The death penalty was abolished, the right to broadcast in languages other than Turkish was guaranteed, and the role of the military was reduced, which included the appointment of a civilian secretary-general to the National Security Council. As a result, and despite reservations about implementation, the EU Commission declared in October 2004 that “Turkey sufficiently fulfils the political criteria and recommends that accession negotiations be opened”.

“Sufficiently” was the ‘open sesame’ to Ali Baba’s cave, and once accession talks started a year later, there was a sudden loss of interest in the reform process. However, “the EU wills it” has been the AKP’s mantra to justify reforms which have been more concerned with implementing the party’s agenda than transforming Turkey into a liberal, democratic society.

The AKP’s electoral success in 2002 and 2007 gave the party a solid majority in Parliament but not the two-thirds necessary to bring about constitutional change.

However, through a policy of ‘kadrola?ma’ it has been able to fill most of the leading posts in state administration with the party faithful, particularly in the Ministry of Education. Independent boards, such as the Higher Education Board, inside banking, energy, and radio and tv, are no longer independent, and TÜBITAK (Turkey’s Scientific and Technological Research Council), Turkish Airlines and the state banks have come under party control. Despite Prime Minister Recep Tayyip Erdogan’s pre-election promises, there has been no limitation of deputies’ parliamentary immunity and an amendment of the Public Procurement Law in 2003 excluded energy, water, transportation and telecommunications contracts. A further amendment in 2008 rendered this “legal robbery enterprise” even more opaque.

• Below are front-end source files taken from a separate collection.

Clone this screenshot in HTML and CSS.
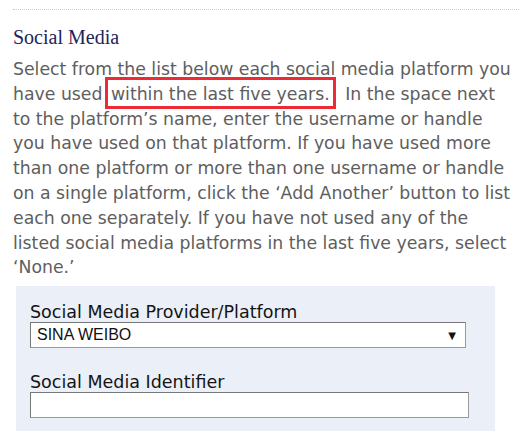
FILE: index.html
```html
<!DOCTYPE html>
<html lang="en">
<head>
    <meta charset="UTF-8">
    <title>Social Media</title>
    <link rel="stylesheet" href="styles.css">
</head>
<body>
    <div class="section">
        <div class="rule"></div>
        <h2>Social Media</h2>
        <p class="intro">Select from the list below each social media platform you have used <span class="mark">within the last five years.</span> In the space next to the platform’s name, enter the username or handle you have used on that platform. If you have used more than one platform or more than one username or handle on a single platform, click the ‘Add Another’ button to list each one separately. If you have not used any of the listed social media platforms in the last five years, select ‘None.’</p>

        <div class="panel">
            <label class="field-label">Social Media Provider/Platform</label>
            <div class="select">
                <span>SINA WEIBO</span>
                <span class="arrow">▼</span>
            </div>

            <label class="field-label second">Social Media Identifier</label>
            <input class="text-input" type="text">
        </div>
    </div>
</body>
</html>
```

FILE: styles.css
```css
body {
    margin: 0;
    background: #fff;
}
.section {
    padding: 0 13px;
}
.rule {
    margin-top: 9px;
    border-top: 1px dotted #c8c8c8;
}
h2 {
    font-family: "Liberation Serif", "Times New Roman", serif;
    font-weight: normal;
    font-size: 20px;
    line-height: 24px;
    color: #23235a;
    margin: 15px 0 0;
}
.intro {
    font-family: "DejaVu Sans", Verdana, sans-serif;
    font-size: 17.3px;
    line-height: 24.8px;
    color: #5e5e5e;
    margin: 8px 0 0;
    width: 503px;
}
.mark {
    position: relative;
    margin: 0 10px 0 3px;
}
.mark::after {
    content: "";
    position: absolute;
    left: -6px;
    right: -6px;
    top: -7px;
    bottom: -5px;
    border: 3px solid #ec2b35;
}
.panel {
    margin: 6px 0 0 3px;
    width: 479px;
    box-sizing: border-box;
    padding: 16px 14px 13px;
    background: #ebeff7;
}
.field-label {
    display: block;
    font-family: "DejaVu Sans", Verdana, sans-serif;
    font-size: 17.5px;
    line-height: 20px;
    color: #141414;
}
.field-label.second {
    margin-top: 24px;
}
.select {
    display: flex;
    align-items: center;
    justify-content: space-between;
    width: 436px;
    height: 26px;
    box-sizing: border-box;
    padding: 0 9px 0 6px;
    background: #fff;
    border: 1px solid #9a9a9a;
    border-top-color: #777;
    border-left-color: #777;
    font-family: "Liberation Sans", Arial, sans-serif;
    font-size: 16px;
    color: #111;
}
.arrow {
    font-family: "DejaVu Sans", sans-serif;
    font-size: 10px;
    color: #111;
}
.text-input {
    display: block;
    width: 439px;
    height: 26px;
    box-sizing: border-box;
    margin: 0;
    background: #fff;
    border: 1px solid #9a9a9a;
    border-top-color: #777;
    border-left-color: #777;
}
```
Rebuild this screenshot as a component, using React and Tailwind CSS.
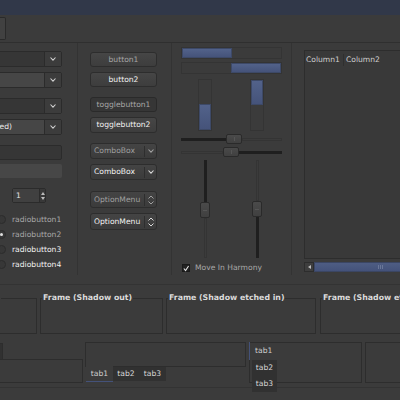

A report published by the Open Society Foundation and Bosphorus University in 2009, “Being Different in Turkey”, confirms the efforts of the AKP government to transform Turkey into a conservative, religious society. Socially and professionally “neighbourhood pressure” is applied to ensure conformity to norms laid down by the party – attendance at Friday prayers, abstention from alcohol and wives being ‘covered’ i.e. wearing a headscarf.

The headscarf has played a major role on the AKP’s agenda, and as Necmettin Erbakan, leader of the Refah (Welfare) Party (the AKP’s precursor, which was banned in 1998) warned: “[University] chancellors are going to retreat before the headscarf when Refah comes to power.”

The European Court of Human Rights upheld the ban on the (Islamic) headscarf at universities in 2005, as it “appeared to be imposed on women by a religious precept that was hard to reconcile with the principle of gender equality”. According to Prime Minister Erdogan “On this issue, the court has no right to speak. That right belongs to the scholars of Islam (the ‘ulema’).” The AKP has made repeated efforts to ensure that graduates of the imam-hatip (religious) high schools are allowed to enter university on an equal footing with graduates from state high schools, but so far these attempts have been thwarted. The main obstacle to the AKP’s control of Turkish society has been opposition from the military and the judiciary. In July 2008 the Constitutional Court by 10 votes to one found the AKP guilty of being “the focal point of anti-secular activities” and its Treasury funding was halved. Prime Minister Erdogan is well known for his dislike of a critical press, and in 2007 Calik Holding, whose owner is a close friend of the Prime Minister’s, took over the Sabah-ATV media group, Turkey’s second largest, with the aid of loans from two state banks. The following year draconian tax fines totalling $3.2 billion were imposed on the Dogan Media Group, Turkey’s largest, after their exposure of corruption in government circles.

Since July 2007 hundreds of academics, journalists, politicians and officers have been detained and many charged with plotting to overthrow the AKP government in an alleged conspiracy known as the Ergenekon case. And the widespread wiretapping and surveillance of government opponents has created what Turkey’s Financial Times, Referans, last year in a headline called “The Republic of Fear”.

The recent constitutional amendments approved by Parliament and the President are primarily concerned with undermining the authority of the military, the Constitutional Court and the Supreme Board of Judges and Prosecutors, the AKP government’s main opponents.

The main political opposition has come from the CHP, the Republican People’s Party, which under the leadership of Deniz Baykal has for the last 18 years been moribund. However, the election of a modest accountant and outspoken opponent of corruption, Kemal Kilicdaroglu, as leader could well spell the end of the AKP government’s hegemony.

This is an edited version of a presentation given at the inaugural meeting of the Turkey Assessment Group in the European Parliament in Strasbourg on 19 May 2010. Robert Ellis is a regular commentator on Turkish affairs in the Danish and international press.